WHAT NEEDS TO BE DONE: Return the whole listing, line for line, without the pictures in it.

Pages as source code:
[BEGIN]

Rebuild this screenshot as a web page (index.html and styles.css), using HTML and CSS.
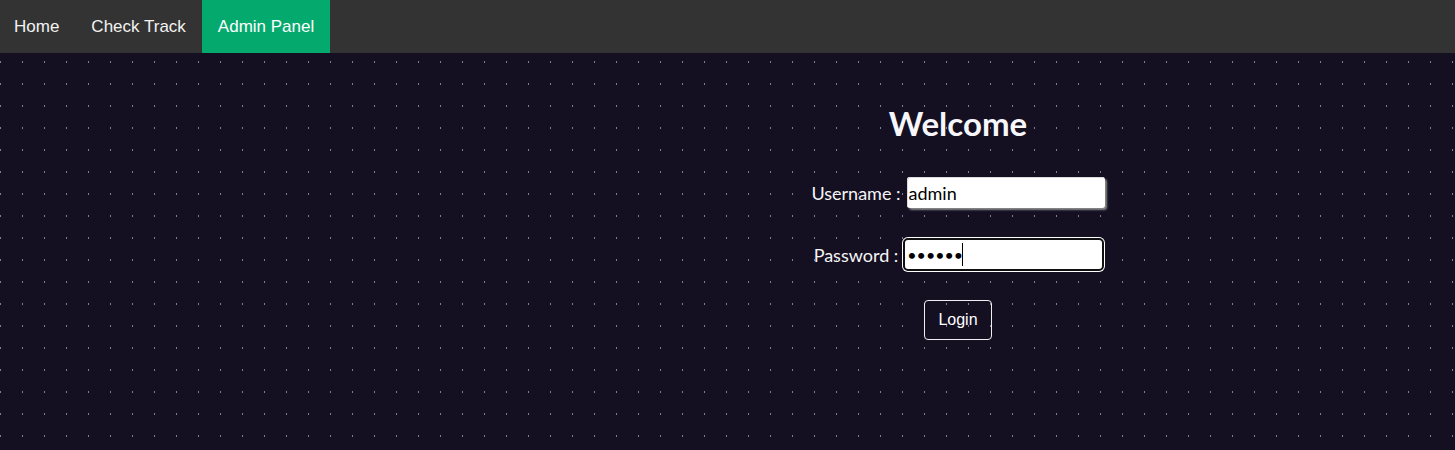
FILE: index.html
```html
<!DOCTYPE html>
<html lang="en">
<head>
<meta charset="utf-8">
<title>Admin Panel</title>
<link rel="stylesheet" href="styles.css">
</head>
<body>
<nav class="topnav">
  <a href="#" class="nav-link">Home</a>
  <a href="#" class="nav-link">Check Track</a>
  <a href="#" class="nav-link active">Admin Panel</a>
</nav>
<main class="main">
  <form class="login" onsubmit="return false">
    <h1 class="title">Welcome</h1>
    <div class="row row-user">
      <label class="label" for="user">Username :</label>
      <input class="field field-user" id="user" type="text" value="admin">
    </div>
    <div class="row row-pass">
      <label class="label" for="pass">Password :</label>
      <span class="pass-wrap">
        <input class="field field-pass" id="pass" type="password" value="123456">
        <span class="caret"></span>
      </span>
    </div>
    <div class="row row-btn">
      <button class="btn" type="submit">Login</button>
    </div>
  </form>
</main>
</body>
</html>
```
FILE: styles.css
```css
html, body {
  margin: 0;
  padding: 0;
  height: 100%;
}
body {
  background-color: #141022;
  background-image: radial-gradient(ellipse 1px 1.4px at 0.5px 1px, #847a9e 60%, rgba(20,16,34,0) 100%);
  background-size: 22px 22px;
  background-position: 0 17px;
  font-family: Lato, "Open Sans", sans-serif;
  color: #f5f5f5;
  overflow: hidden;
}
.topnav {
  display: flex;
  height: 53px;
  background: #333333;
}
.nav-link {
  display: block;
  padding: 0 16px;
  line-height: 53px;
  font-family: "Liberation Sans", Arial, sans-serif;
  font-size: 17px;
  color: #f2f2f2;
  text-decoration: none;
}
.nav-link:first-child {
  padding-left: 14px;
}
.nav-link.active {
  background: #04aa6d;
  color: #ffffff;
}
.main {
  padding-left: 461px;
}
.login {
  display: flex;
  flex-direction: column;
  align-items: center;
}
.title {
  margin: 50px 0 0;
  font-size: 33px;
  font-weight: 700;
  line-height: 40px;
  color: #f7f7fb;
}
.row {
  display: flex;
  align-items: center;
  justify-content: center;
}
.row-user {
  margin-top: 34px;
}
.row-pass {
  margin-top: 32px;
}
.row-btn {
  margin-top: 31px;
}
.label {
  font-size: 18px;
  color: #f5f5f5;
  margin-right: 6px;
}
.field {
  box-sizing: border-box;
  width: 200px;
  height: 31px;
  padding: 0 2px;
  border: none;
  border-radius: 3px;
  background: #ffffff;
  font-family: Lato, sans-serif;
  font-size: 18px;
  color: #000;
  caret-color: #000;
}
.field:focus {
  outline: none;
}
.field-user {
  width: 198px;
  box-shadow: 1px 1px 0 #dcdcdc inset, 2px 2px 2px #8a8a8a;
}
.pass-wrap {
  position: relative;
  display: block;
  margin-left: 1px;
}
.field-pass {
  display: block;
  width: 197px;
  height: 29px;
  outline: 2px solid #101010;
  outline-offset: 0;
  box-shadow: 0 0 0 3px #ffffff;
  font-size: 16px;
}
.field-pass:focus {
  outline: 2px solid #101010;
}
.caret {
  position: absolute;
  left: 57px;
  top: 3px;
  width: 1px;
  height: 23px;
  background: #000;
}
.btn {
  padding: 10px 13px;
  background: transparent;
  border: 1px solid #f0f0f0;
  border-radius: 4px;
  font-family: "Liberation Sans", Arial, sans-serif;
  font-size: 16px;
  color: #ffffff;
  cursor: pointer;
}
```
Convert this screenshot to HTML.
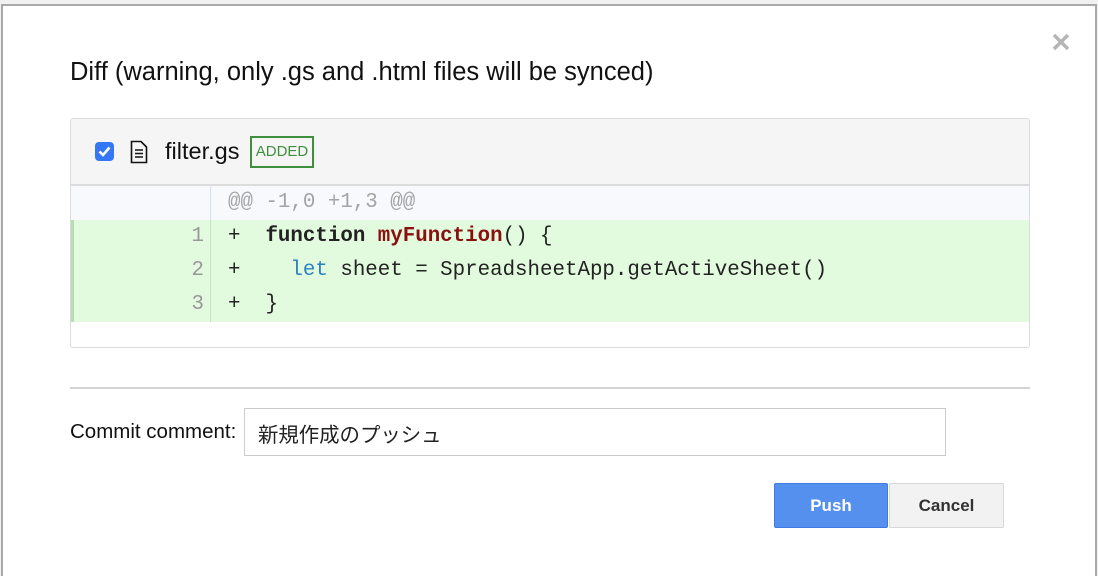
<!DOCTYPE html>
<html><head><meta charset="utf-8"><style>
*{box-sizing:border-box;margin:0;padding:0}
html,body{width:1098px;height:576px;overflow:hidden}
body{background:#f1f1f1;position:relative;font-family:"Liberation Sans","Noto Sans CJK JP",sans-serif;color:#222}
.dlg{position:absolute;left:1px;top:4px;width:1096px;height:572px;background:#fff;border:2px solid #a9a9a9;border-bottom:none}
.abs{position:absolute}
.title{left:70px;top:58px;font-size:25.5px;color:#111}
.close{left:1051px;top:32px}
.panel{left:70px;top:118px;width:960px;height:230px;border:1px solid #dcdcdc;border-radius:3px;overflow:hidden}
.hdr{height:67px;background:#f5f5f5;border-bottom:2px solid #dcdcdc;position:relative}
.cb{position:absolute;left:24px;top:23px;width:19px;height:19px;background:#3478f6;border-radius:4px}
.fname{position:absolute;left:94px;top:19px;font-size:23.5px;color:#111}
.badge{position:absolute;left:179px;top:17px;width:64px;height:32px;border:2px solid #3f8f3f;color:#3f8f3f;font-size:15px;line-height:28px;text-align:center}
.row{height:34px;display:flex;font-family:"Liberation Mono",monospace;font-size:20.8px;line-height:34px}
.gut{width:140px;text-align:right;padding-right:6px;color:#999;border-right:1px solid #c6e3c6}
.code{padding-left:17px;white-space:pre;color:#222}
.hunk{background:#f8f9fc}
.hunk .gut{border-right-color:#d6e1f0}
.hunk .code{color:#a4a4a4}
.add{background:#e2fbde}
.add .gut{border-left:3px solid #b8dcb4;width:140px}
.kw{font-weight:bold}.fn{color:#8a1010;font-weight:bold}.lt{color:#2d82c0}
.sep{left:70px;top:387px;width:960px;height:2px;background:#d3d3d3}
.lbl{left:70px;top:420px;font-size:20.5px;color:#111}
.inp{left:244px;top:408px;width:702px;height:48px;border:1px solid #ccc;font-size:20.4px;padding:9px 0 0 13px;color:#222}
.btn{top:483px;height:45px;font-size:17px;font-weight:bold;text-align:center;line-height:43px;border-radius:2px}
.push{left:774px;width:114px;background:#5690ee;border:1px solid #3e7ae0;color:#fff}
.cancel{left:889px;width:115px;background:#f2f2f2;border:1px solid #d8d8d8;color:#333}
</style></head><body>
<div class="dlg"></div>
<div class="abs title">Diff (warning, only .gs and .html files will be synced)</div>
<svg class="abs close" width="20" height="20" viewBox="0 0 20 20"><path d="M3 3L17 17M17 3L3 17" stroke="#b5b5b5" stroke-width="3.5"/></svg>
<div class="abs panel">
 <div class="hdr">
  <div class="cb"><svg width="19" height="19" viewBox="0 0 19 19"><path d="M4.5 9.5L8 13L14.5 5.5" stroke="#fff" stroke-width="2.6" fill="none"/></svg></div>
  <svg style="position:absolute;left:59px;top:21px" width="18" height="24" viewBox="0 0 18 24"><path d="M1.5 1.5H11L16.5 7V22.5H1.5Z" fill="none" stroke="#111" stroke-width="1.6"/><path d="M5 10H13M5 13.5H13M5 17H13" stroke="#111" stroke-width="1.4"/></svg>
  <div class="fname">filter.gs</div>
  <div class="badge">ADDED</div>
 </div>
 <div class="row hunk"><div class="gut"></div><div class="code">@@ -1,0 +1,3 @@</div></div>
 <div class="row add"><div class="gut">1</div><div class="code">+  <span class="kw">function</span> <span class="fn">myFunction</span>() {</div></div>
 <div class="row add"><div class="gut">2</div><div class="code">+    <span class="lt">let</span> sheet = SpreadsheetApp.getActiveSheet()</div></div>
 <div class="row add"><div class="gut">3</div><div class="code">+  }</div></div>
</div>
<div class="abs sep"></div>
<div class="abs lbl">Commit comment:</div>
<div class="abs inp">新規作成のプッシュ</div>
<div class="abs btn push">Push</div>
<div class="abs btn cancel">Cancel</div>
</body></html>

[END]

OUTPUT BELOW:
Rebuild this screenshot as a web page (index.html and styles.css), using HTML and CSS.
FILE: index.html
```html
<!DOCTYPE html>
<html lang="en">
<head>
<meta charset="utf-8">
<title>Admin Panel</title>
<link rel="stylesheet" href="styles.css">
</head>
<body>
<nav class="topnav">
  <a href="#" class="nav-link">Home</a>
  <a href="#" class="nav-link">Check Track</a>
  <a href="#" class="nav-link active">Admin Panel</a>
</nav>
<main class="main">
  <form class="login" onsubmit="return false">
    <h1 class="title">Welcome</h1>
    <div class="row row-user">
      <label class="label" for="user">Username :</label>
      <input class="field field-user" id="user" type="text" value="admin">
    </div>
    <div class="row row-pass">
      <label class="label" for="pass">Password :</label>
      <span class="pass-wrap">
        <input class="field field-pass" id="pass" type="password" value="123456">
        <span class="caret"></span>
      </span>
    </div>
    <div class="row row-btn">
      <button class="btn" type="submit">Login</button>
    </div>
  </form>
</main>
</body>
</html>
```
FILE: styles.css
```css
html, body {
  margin: 0;
  padding: 0;
  height: 100%;
}
body {
  background-color: #141022;
  background-image: radial-gradient(ellipse 1px 1.4px at 0.5px 1px, #847a9e 60%, rgba(20,16,34,0) 100%);
  background-size: 22px 22px;
  background-position: 0 17px;
  font-family: Lato, "Open Sans", sans-serif;
  color: #f5f5f5;
  overflow: hidden;
}
.topnav {
  display: flex;
  height: 53px;
  background: #333333;
}
.nav-link {
  display: block;
  padding: 0 16px;
  line-height: 53px;
  font-family: "Liberation Sans", Arial, sans-serif;
  font-size: 17px;
  color: #f2f2f2;
  text-decoration: none;
}
.nav-link:first-child {
  padding-left: 14px;
}
.nav-link.active {
  background: #04aa6d;
  color: #ffffff;
}
.main {
  padding-left: 461px;
}
.login {
  display: flex;
  flex-direction: column;
  align-items: center;
}
.title {
  margin: 50px 0 0;
  font-size: 33px;
  font-weight: 700;
  line-height: 40px;
  color: #f7f7fb;
}
.row {
  display: flex;
  align-items: center;
  justify-content: center;
}
.row-user {
  margin-top: 34px;
}
.row-pass {
  margin-top: 32px;
}
.row-btn {
  margin-top: 31px;
}
.label {
  font-size: 18px;
  color: #f5f5f5;
  margin-right: 6px;
}
.field {
  box-sizing: border-box;
  width: 200px;
  height: 31px;
  padding: 0 2px;
  border: none;
  border-radius: 3px;
  background: #ffffff;
  font-family: Lato, sans-serif;
  font-size: 18px;
  color: #000;
  caret-color: #000;
}
.field:focus {
  outline: none;
}
.field-user {
  width: 198px;
  box-shadow: 1px 1px 0 #dcdcdc inset, 2px 2px 2px #8a8a8a;
}
.pass-wrap {
  position: relative;
  display: block;
  margin-left: 1px;
}
.field-pass {
  display: block;
  width: 197px;
  height: 29px;
  outline: 2px solid #101010;
  outline-offset: 0;
  box-shadow: 0 0 0 3px #ffffff;
  font-size: 16px;
}
.field-pass:focus {
  outline: 2px solid #101010;
}
.caret {
  position: absolute;
  left: 57px;
  top: 3px;
  width: 1px;
  height: 23px;
  background: #000;
}
.btn {
  padding: 10px 13px;
  background: transparent;
  border: 1px solid #f0f0f0;
  border-radius: 4px;
  font-family: "Liberation Sans", Arial, sans-serif;
  font-size: 16px;
  color: #ffffff;
  cursor: pointer;
}
```
Convert this screenshot to HTML.
<!DOCTYPE html>
<html><head><meta charset="utf-8"><style>
*{box-sizing:border-box;margin:0;padding:0}
html,body{width:1098px;height:576px;overflow:hidden}
body{background:#f1f1f1;position:relative;font-family:"Liberation Sans","Noto Sans CJK JP",sans-serif;color:#222}
.dlg{position:absolute;left:1px;top:4px;width:1096px;height:572px;background:#fff;border:2px solid #a9a9a9;border-bottom:none}
.abs{position:absolute}
.title{left:70px;top:58px;font-size:25.5px;color:#111}
.close{left:1051px;top:32px}
.panel{left:70px;top:118px;width:960px;height:230px;border:1px solid #dcdcdc;border-radius:3px;overflow:hidden}
.hdr{height:67px;background:#f5f5f5;border-bottom:2px solid #dcdcdc;position:relative}
.cb{position:absolute;left:24px;top:23px;width:19px;height:19px;background:#3478f6;border-radius:4px}
.fname{position:absolute;left:94px;top:19px;font-size:23.5px;color:#111}
.badge{position:absolute;left:179px;top:17px;width:64px;height:32px;border:2px solid #3f8f3f;color:#3f8f3f;font-size:15px;line-height:28px;text-align:center}
.row{height:34px;display:flex;font-family:"Liberation Mono",monospace;font-size:20.8px;line-height:34px}
.gut{width:140px;text-align:right;padding-right:6px;color:#999;border-right:1px solid #c6e3c6}
.code{padding-left:17px;white-space:pre;color:#222}
.hunk{background:#f8f9fc}
.hunk .gut{border-right-color:#d6e1f0}
.hunk .code{color:#a4a4a4}
.add{background:#e2fbde}
.add .gut{border-left:3px solid #b8dcb4;width:140px}
.kw{font-weight:bold}.fn{color:#8a1010;font-weight:bold}.lt{color:#2d82c0}
.sep{left:70px;top:387px;width:960px;height:2px;background:#d3d3d3}
.lbl{left:70px;top:420px;font-size:20.5px;color:#111}
.inp{left:244px;top:408px;width:702px;height:48px;border:1px solid #ccc;font-size:20.4px;padding:9px 0 0 13px;color:#222}
.btn{top:483px;height:45px;font-size:17px;font-weight:bold;text-align:center;line-height:43px;border-radius:2px}
.push{left:774px;width:114px;background:#5690ee;border:1px solid #3e7ae0;color:#fff}
.cancel{left:889px;width:115px;background:#f2f2f2;border:1px solid #d8d8d8;color:#333}
</style></head><body>
<div class="dlg"></div>
<div class="abs title">Diff (warning, only .gs and .html files will be synced)</div>
<svg class="abs close" width="20" height="20" viewBox="0 0 20 20"><path d="M3 3L17 17M17 3L3 17" stroke="#b5b5b5" stroke-width="3.5"/></svg>
<div class="abs panel">
 <div class="hdr">
  <div class="cb"><svg width="19" height="19" viewBox="0 0 19 19"><path d="M4.5 9.5L8 13L14.5 5.5" stroke="#fff" stroke-width="2.6" fill="none"/></svg></div>
  <svg style="position:absolute;left:59px;top:21px" width="18" height="24" viewBox="0 0 18 24"><path d="M1.5 1.5H11L16.5 7V22.5H1.5Z" fill="none" stroke="#111" stroke-width="1.6"/><path d="M5 10H13M5 13.5H13M5 17H13" stroke="#111" stroke-width="1.4"/></svg>
  <div class="fname">filter.gs</div>
  <div class="badge">ADDED</div>
 </div>
 <div class="row hunk"><div class="gut"></div><div class="code">@@ -1,0 +1,3 @@</div></div>
 <div class="row add"><div class="gut">1</div><div class="code">+  <span class="kw">function</span> <span class="fn">myFunction</span>() {</div></div>
 <div class="row add"><div class="gut">2</div><div class="code">+    <span class="lt">let</span> sheet = SpreadsheetApp.getActiveSheet()</div></div>
 <div class="row add"><div class="gut">3</div><div class="code">+  }</div></div>
</div>
<div class="abs sep"></div>
<div class="abs lbl">Commit comment:</div>
<div class="abs inp">新規作成のプッシュ</div>
<div class="abs btn push">Push</div>
<div class="abs btn cancel">Cancel</div>
</body></html>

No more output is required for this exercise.